As one of the most active and influential early stage investors on the continent with his venture capital fund, Future Africa, Iyinoluwa ‘E’ Aboyeji, 31, spends his time helping young African tech entrepreneurs fulfill their ambitions. Aboyeji and his team have tried to lower the barriers to launch for African founders by making startup investments simpler and more transparent, with a goal of building a pipeline of entrepreneurial talent. He’s also been outspoken on social media and other platforms to raise awareness around issues that come up in a young, fast-evolving ecosystem, advising founders to resist investors taking advantage of them or warning founders about believing their own hype in negotiations with investors. He has done this sometimes at the cost of offending his fellow investors and other tech industry grandees.

Aboyeji, or ‘E’ as he’s widely known in the ecosystem, was just 23 when he helped co-found Andela, the developer training startup, in Lagos in 2014, and just 25 when he helped co-found fintech startup Flutterwave as its first chief executive. Both of those companies are now some of the biggest names in Africa’s tech industry, as unicorns valued at billions of dollars. His early risk-taking also means he has been a firsthand witness to some of this ecosystem’s growing pains and difficulties.

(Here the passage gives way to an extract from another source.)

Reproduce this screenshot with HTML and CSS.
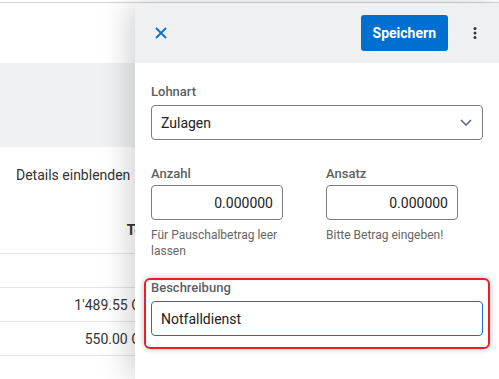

Aboyeji often obsesses over ways to scale up opportunities for young Africans in every sense. Asked what he sees as his biggest challenge as an African entrepreneur, his pithy one-word answer was “talent.” He explained: “The vision is huge, but it is very difficult to find mission-driven talent that has the courage and competence to execute against the vision. This makes me extremely grateful for the talent we have on our team.” He quotes a line from the Christian Bible’s Book of Matthew to describe the “dull ache” he feels over this challenge in the face of what he believes is Africa’s huge tech opportunity: “For the harvest is plenty, but the laborers are few.”